◆ **Data provided**

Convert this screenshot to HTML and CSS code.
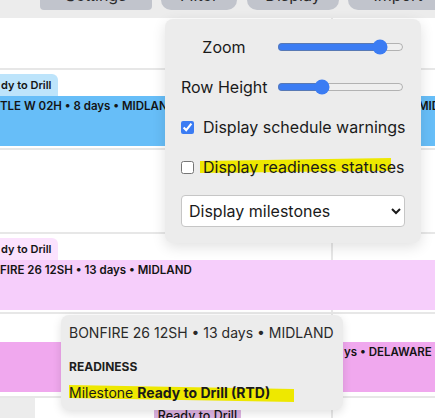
FILE: index.html
```html
<!DOCTYPE html>
<html>
<head>
<meta charset="utf-8">
<title>Schedule</title>
<link rel="stylesheet" href="styles.css">
</head>
<body>
<div class="page">
  <header class="toolbar">
    <div class="tb-btn tb-settings">Settings</div>
    <div class="tb-btn tb-filter">Filter</div>
    <div class="tb-btn tb-display">Display</div>
    <div class="tb-btn tb-import">Import</div>
  </header>

  <main class="timeline">
    <div class="row row-1"></div>
    <div class="row row-2">
      <div class="tab tab-blue">dy to Drill</div>
      <div class="bar bar-blue">
        <span class="bar-label label-split">TLE W 02H • 8 days • MIDLAND</span>
        <span class="bar-label">MIDLAND</span>
      </div>
    </div>
    <div class="row row-3"></div>
    <div class="row row-4">
      <div class="tab tab-pink">dy to Drill</div>
      <div class="bar bar-pink">
        <span class="bar-label">FIRE 26 12SH • 13 days • MIDLAND</span>
      </div>
    </div>
    <div class="row row-5">
      <div class="bar bar-magenta">
        <span class="bar-label">ys • DELAWARE</span>
      </div>
    </div>
    <div class="row row-6">
      <div class="tab tab-purple">Ready to Drill</div>
    </div>
  </main>

  <div class="display-menu">
    <div class="menu-row">
      <span class="slider-label">Zoom</span>
      <input class="slider" type="range" min="0" max="100" value="86">
    </div>
    <div class="menu-row">
      <span class="slider-label">Row Height</span>
      <input class="slider" type="range" min="0" max="100" value="33">
    </div>
    <label class="menu-row check-row">
      <input class="check" type="checkbox" checked>
      <span>Display schedule warnings</span>
    </label>
    <label class="menu-row check-row">
      <input class="check" type="checkbox">
      <span class="hl hl-menu">Display readiness statuses</span>
    </label>
    <select class="menu-select">
      <option>Display milestones</option>
    </select>
  </div>

  <div class="tooltip">
    <div class="tip-title">BONFIRE 26 12SH • 13 days • MIDLAND</div>
    <div class="tip-heading">READINESS</div>
    <div class="tip-line"><span class="hl hl-tip">Milestone <b>Ready to Drill (RTD)</b></span></div>
  </div>
</div>
</body>
</html>
```

FILE: styles.css
```css
* { box-sizing: border-box; }

html, body {
  margin: 0;
  padding: 0;
}

body {
  width: 435px;
  height: 418px;
  overflow: hidden;
  background: #ffffff;
  color: #1c1c1c;
  font-family: Inter, "Noto Sans", "Liberation Sans", sans-serif;
}

.page {
  position: relative;
  width: 435px;
  height: 418px;
  overflow: hidden;
}

/* ---------- top toolbar ---------- */
.toolbar {
  height: 18px;
  background: #ececec;
  display: flex;
  align-items: flex-start;
  gap: 9px;
  padding-left: 40px;
}

.tb-btn {
  flex: none;
  height: 30px;
  margin-top: -20px;
  background: #c1c4cc;
  border-radius: 10px;
  display: flex;
  align-items: flex-end;
  justify-content: center;
  padding-bottom: 7px;
  font-size: 16px;
  line-height: 16px;
  color: #2b2b2b;
}

.tb-settings { width: 112px; border-radius: 4px; }
.tb-filter { width: 76px; }
.tb-display { width: 92px; margin-left: 1px; }
.tb-import { width: 100px; }

/* ---------- timeline grid ---------- */
.timeline {
  background: #ffffff;
}

.row {
  border-bottom: 2px solid #e7e7e7;
  background-image: linear-gradient(#e7e7e7, #e7e7e7);
  background-size: 2px 100%;
  background-position: 331px 0;
  background-repeat: no-repeat;
}

.row-1 { height: 52px; }
.row-2 { height: 80px; padding-top: 4px; }
.row-3 { height: 84px; }
.row-4 { height: 80px; padding-top: 4px; }
.row-5 { height: 84px; padding-top: 28px; }
.row-6 {
  height: 40px;
  border-bottom: none;
  padding: 10px 0 0 154px;
  background-image:
    linear-gradient(#ececec, #ececec),
    linear-gradient(#e7e7e7, #e7e7e7);
  background-size: 35px 100%, 2px 100%;
  background-position: 0 0, 331px 0;
}

.tab {
  display: inline-block;
  vertical-align: top;
  height: 22px;
  padding: 3px 6px 3px 1px;
  font-size: 11px;
  font-weight: 600;
  line-height: 16px;
  color: #141414;
  border-radius: 0 6px 0 0;
  white-space: nowrap;
}

.tab-blue { background: #bde4fb; }
.tab-pink { background: #fbe2fd; }
.tab-purple {
  width: 87px;
  padding: 0;
  font-size: 12.5px;
  font-weight: 500;
  text-align: center;
  border-radius: 3px 3px 0 0;
  background: #ddb3e2;
}

.bar {
  height: 50px;
  display: flex;
  padding-top: 2px;
  font-size: 11.5px;
  font-weight: 600;
  line-height: 16px;
  color: #141414;
  white-space: nowrap;
  overflow: hidden;
}

.bar-label { flex: none; }
.label-split { width: 418px; overflow: hidden; }

.bar-blue { background: #67bef8; }
.bar-pink { background: #f6cefb; }
.bar-magenta {
  background: #f0a8ee;
  padding-left: 344px;
}

/* ---------- display popover ---------- */
.display-menu {
  position: absolute;
  left: 165px;
  top: 19px;
  width: 256px;
  z-index: 5;
  padding: 8px 16px 16px;
  background: #ececec;
  border-radius: 8px;
  box-shadow: 0 4px 14px rgba(0, 0, 0, 0.12);
  accent-color: #3b7cf3;
  font-size: 16px;
  color: #1a1a1a;
}

.menu-row {
  height: 40px;
  display: flex;
  align-items: center;
  white-space: nowrap;
}

.slider-label {
  width: 86px;
  text-align: center;
}

.slider {
  width: 127px;
  margin: 0 0 0 10px;
}

.check-row { gap: 9px; }

.check {
  margin: 0;
  width: 13px;
  height: 13px;
}

.hl {
  position: relative;
  z-index: 0;
}

.hl::before {
  content: "";
  position: absolute;
  z-index: -1;
  background: #eee800;
}

.hl-menu::before {
  left: -3px;
  top: 1px;
  width: 191px;
  height: 15px;
  clip-path: polygon(0 20%, 100% 0, 100% 85%, 0 100%);
}

.menu-select {
  display: block;
  width: 224px;
  height: 32px;
  margin-top: 8px;
  padding: 0 4px 0 3px;
  font-family: inherit;
  font-size: 16px;
  color: #1a1a1a;
  background: #ffffff;
  border: 1px solid #c6c6c6;
  border-radius: 4px;
}

/* ---------- tooltip ---------- */
.tooltip {
  position: absolute;
  left: 61px;
  top: 315px;
  width: 282px;
  height: 95px;
  z-index: 5;
  padding: 8px;
  background: #ececec;
  border-radius: 8px;
  box-shadow: 0 3px 10px rgba(0, 0, 0, 0.12);
  color: #262626;
  white-space: nowrap;
}

.tip-title {
  font-size: 14px;
  line-height: 20px;
  color: #2a2a2a;
}

.tip-heading {
  margin-top: 16px;
  font-size: 12px;
  font-weight: 700;
  line-height: 16px;
  color: #1e1e1e;
}

.tip-line {
  margin-top: 8px;
  font-size: 14px;
  line-height: 20px;
  color: #1a1a1a;
}

.tip-line b { font-weight: 700; }

.hl-tip::before {
  left: 0;
  top: 1px;
  width: 225px;
  height: 17px;
  clip-path: polygon(0 0, 100% 24%, 100% 100%, 0 76%);
}
```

◆ **Problem details**
Each line of the data should be quoted exactly, with pictures left out.

◆ **Final result**
Convert this screenshot to HTML and CSS code.
FILE: index.html
```html
<!DOCTYPE html>
<html>
<head>
<meta charset="utf-8">
<title>Schedule</title>
<link rel="stylesheet" href="styles.css">
</head>
<body>
<div class="page">
  <header class="toolbar">
    <div class="tb-btn tb-settings">Settings</div>
    <div class="tb-btn tb-filter">Filter</div>
    <div class="tb-btn tb-display">Display</div>
    <div class="tb-btn tb-import">Import</div>
  </header>

  <main class="timeline">
    <div class="row row-1"></div>
    <div class="row row-2">
      <div class="tab tab-blue">dy to Drill</div>
      <div class="bar bar-blue">
        <span class="bar-label label-split">TLE W 02H • 8 days • MIDLAND</span>
        <span class="bar-label">MIDLAND</span>
      </div>
    </div>
    <div class="row row-3"></div>
    <div class="row row-4">
      <div class="tab tab-pink">dy to Drill</div>
      <div class="bar bar-pink">
        <span class="bar-label">FIRE 26 12SH • 13 days • MIDLAND</span>
      </div>
    </div>
    <div class="row row-5">
      <div class="bar bar-magenta">
        <span class="bar-label">ys • DELAWARE</span>
      </div>
    </div>
    <div class="row row-6">
      <div class="tab tab-purple">Ready to Drill</div>
    </div>
  </main>

  <div class="display-menu">
    <div class="menu-row">
      <span class="slider-label">Zoom</span>
      <input class="slider" type="range" min="0" max="100" value="86">
    </div>
    <div class="menu-row">
      <span class="slider-label">Row Height</span>
      <input class="slider" type="range" min="0" max="100" value="33">
    </div>
    <label class="menu-row check-row">
      <input class="check" type="checkbox" checked>
      <span>Display schedule warnings</span>
    </label>
    <label class="menu-row check-row">
      <input class="check" type="checkbox">
      <span class="hl hl-menu">Display readiness statuses</span>
    </label>
    <select class="menu-select">
      <option>Display milestones</option>
    </select>
  </div>

  <div class="tooltip">
    <div class="tip-title">BONFIRE 26 12SH • 13 days • MIDLAND</div>
    <div class="tip-heading">READINESS</div>
    <div class="tip-line"><span class="hl hl-tip">Milestone <b>Ready to Drill (RTD)</b></span></div>
  </div>
</div>
</body>
</html>
```

FILE: styles.css
```css
* { box-sizing: border-box; }

html, body {
  margin: 0;
  padding: 0;
}

body {
  width: 435px;
  height: 418px;
  overflow: hidden;
  background: #ffffff;
  color: #1c1c1c;
  font-family: Inter, "Noto Sans", "Liberation Sans", sans-serif;
}

.page {
  position: relative;
  width: 435px;
  height: 418px;
  overflow: hidden;
}

/* ---------- top toolbar ---------- */
.toolbar {
  height: 18px;
  background: #ececec;
  display: flex;
  align-items: flex-start;
  gap: 9px;
  padding-left: 40px;
}

.tb-btn {
  flex: none;
  height: 30px;
  margin-top: -20px;
  background: #c1c4cc;
  border-radius: 10px;
  display: flex;
  align-items: flex-end;
  justify-content: center;
  padding-bottom: 7px;
  font-size: 16px;
  line-height: 16px;
  color: #2b2b2b;
}

.tb-settings { width: 112px; border-radius: 4px; }
.tb-filter { width: 76px; }
.tb-display { width: 92px; margin-left: 1px; }
.tb-import { width: 100px; }

/* ---------- timeline grid ---------- */
.timeline {
  background: #ffffff;
}

.row {
  border-bottom: 2px solid #e7e7e7;
  background-image: linear-gradient(#e7e7e7, #e7e7e7);
  background-size: 2px 100%;
  background-position: 331px 0;
  background-repeat: no-repeat;
}

.row-1 { height: 52px; }
.row-2 { height: 80px; padding-top: 4px; }
.row-3 { height: 84px; }
.row-4 { height: 80px; padding-top: 4px; }
.row-5 { height: 84px; padding-top: 28px; }
.row-6 {
  height: 40px;
  border-bottom: none;
  padding: 10px 0 0 154px;
  background-image:
    linear-gradient(#ececec, #ececec),
    linear-gradient(#e7e7e7, #e7e7e7);
  background-size: 35px 100%, 2px 100%;
  background-position: 0 0, 331px 0;
}

.tab {
  display: inline-block;
  vertical-align: top;
  height: 22px;
  padding: 3px 6px 3px 1px;
  font-size: 11px;
  font-weight: 600;
  line-height: 16px;
  color: #141414;
  border-radius: 0 6px 0 0;
  white-space: nowrap;
}

.tab-blue { background: #bde4fb; }
.tab-pink { background: #fbe2fd; }
.tab-purple {
  width: 87px;
  padding: 0;
  font-size: 12.5px;
  font-weight: 500;
  text-align: center;
  border-radius: 3px 3px 0 0;
  background: #ddb3e2;
}

.bar {
  height: 50px;
  display: flex;
  padding-top: 2px;
  font-size: 11.5px;
  font-weight: 600;
  line-height: 16px;
  color: #141414;
  white-space: nowrap;
  overflow: hidden;
}

.bar-label { flex: none; }
.label-split { width: 418px; overflow: hidden; }

.bar-blue { background: #67bef8; }
.bar-pink { background: #f6cefb; }
.bar-magenta {
  background: #f0a8ee;
  padding-left: 344px;
}

/* ---------- display popover ---------- */
.display-menu {
  position: absolute;
  left: 165px;
  top: 19px;
  width: 256px;
  z-index: 5;
  padding: 8px 16px 16px;
  background: #ececec;
  border-radius: 8px;
  box-shadow: 0 4px 14px rgba(0, 0, 0, 0.12);
  accent-color: #3b7cf3;
  font-size: 16px;
  color: #1a1a1a;
}

.menu-row {
  height: 40px;
  display: flex;
  align-items: center;
  white-space: nowrap;
}

.slider-label {
  width: 86px;
  text-align: center;
}

.slider {
  width: 127px;
  margin: 0 0 0 10px;
}

.check-row { gap: 9px; }

.check {
  margin: 0;
  width: 13px;
  height: 13px;
}

.hl {
  position: relative;
  z-index: 0;
}

.hl::before {
  content: "";
  position: absolute;
  z-index: -1;
  background: #eee800;
}

.hl-menu::before {
  left: -3px;
  top: 1px;
  width: 191px;
  height: 15px;
  clip-path: polygon(0 20%, 100% 0, 100% 85%, 0 100%);
}

.menu-select {
  display: block;
  width: 224px;
  height: 32px;
  margin-top: 8px;
  padding: 0 4px 0 3px;
  font-family: inherit;
  font-size: 16px;
  color: #1a1a1a;
  background: #ffffff;
  border: 1px solid #c6c6c6;
  border-radius: 4px;
}

/* ---------- tooltip ---------- */
.tooltip {
  position: absolute;
  left: 61px;
  top: 315px;
  width: 282px;
  height: 95px;
  z-index: 5;
  padding: 8px;
  background: #ececec;
  border-radius: 8px;
  box-shadow: 0 3px 10px rgba(0, 0, 0, 0.12);
  color: #262626;
  white-space: nowrap;
}

.tip-title {
  font-size: 14px;
  line-height: 20px;
  color: #2a2a2a;
}

.tip-heading {
  margin-top: 16px;
  font-size: 12px;
  font-weight: 700;
  line-height: 16px;
  color: #1e1e1e;
}

.tip-line {
  margin-top: 8px;
  font-size: 14px;
  line-height: 20px;
  color: #1a1a1a;
}

.tip-line b { font-weight: 700; }

.hl-tip::before {
  left: 0;
  top: 1px;
  width: 225px;
  height: 17px;
  clip-path: polygon(0 0, 100% 24%, 100% 100%, 0 76%);
}
```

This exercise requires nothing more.